去年の九州場所後、休場を繰り返していた稀勢の里に史上初の奮起を促す“激励”を決議した横審。このため稀勢の里はたちまち進退が極まり、初場所4日目、「私の相撲人生に一片の悔いもありません」という強がりともとれるセリフを残して引退した。
この涙の会見の後、横審には「余計なことをしてくれた」などという批判が殺到。予期せぬファンの反発に恐れをなした横審の北村正任委員長(毎日新聞社名誉顧問)は、初場所後に開かれた委員会で釈明に追われた。

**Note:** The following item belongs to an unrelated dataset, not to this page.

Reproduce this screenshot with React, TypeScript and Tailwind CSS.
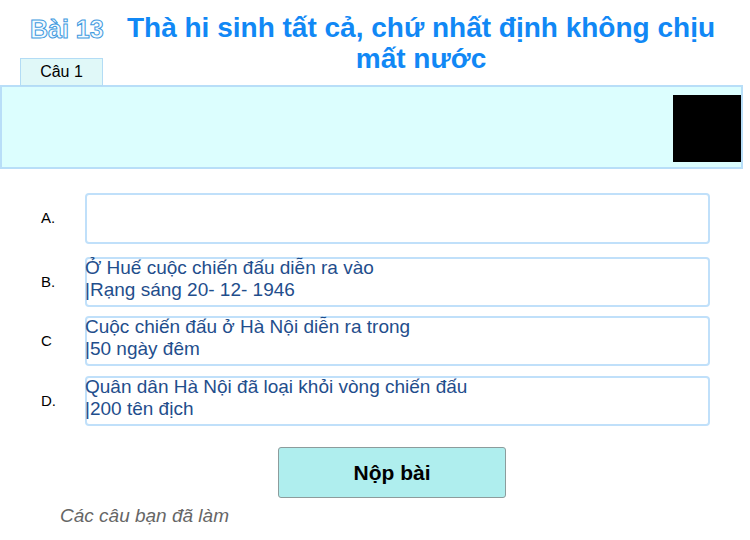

「(稀勢の里の引退は)非常に残念だがやむを得ない。ファンのためにけがしても、あれだけ頑張った立派な横綱だった。でも、自分で判断して引退したことだから」
すると今度は、返す刀で白鵬をバッサリ。初場所、初日から10連勝しながら3連敗すると、14日目にあっさり休場したことに不満タラタラだったのだ。
「前日までキチッと相撲を取り、とても大けがしたように外からは見えなかった。(委員会で)変じゃないか、という意見が出た」
確かに、最近の白鵬はけがが多く、去年の初場所からの7場所中、15日間フル出場したのはたった2場所だけで、優勝もわずか1回。そのけがも大事な下半身に集中しているため、稽古量も少なくなり、年齢的にも限界が近づいてきているのは明らかだ。
とはいえ、これまでの多大な貢献度を考えると、もう少し猶予も必要か。しかし、横審の中からは、こんな意見も飛び出した。
「個々の力士の医師ではなく、協会が決めた医師の判断、何日間休場が必要だとか、客観的なものがあったほうがいい」
“休み得は許さない”という姿勢はまことに結構ではあるが、白鵬まで引退に追い込んでしまえば大変なことになる。横審は大相撲を潰す気か。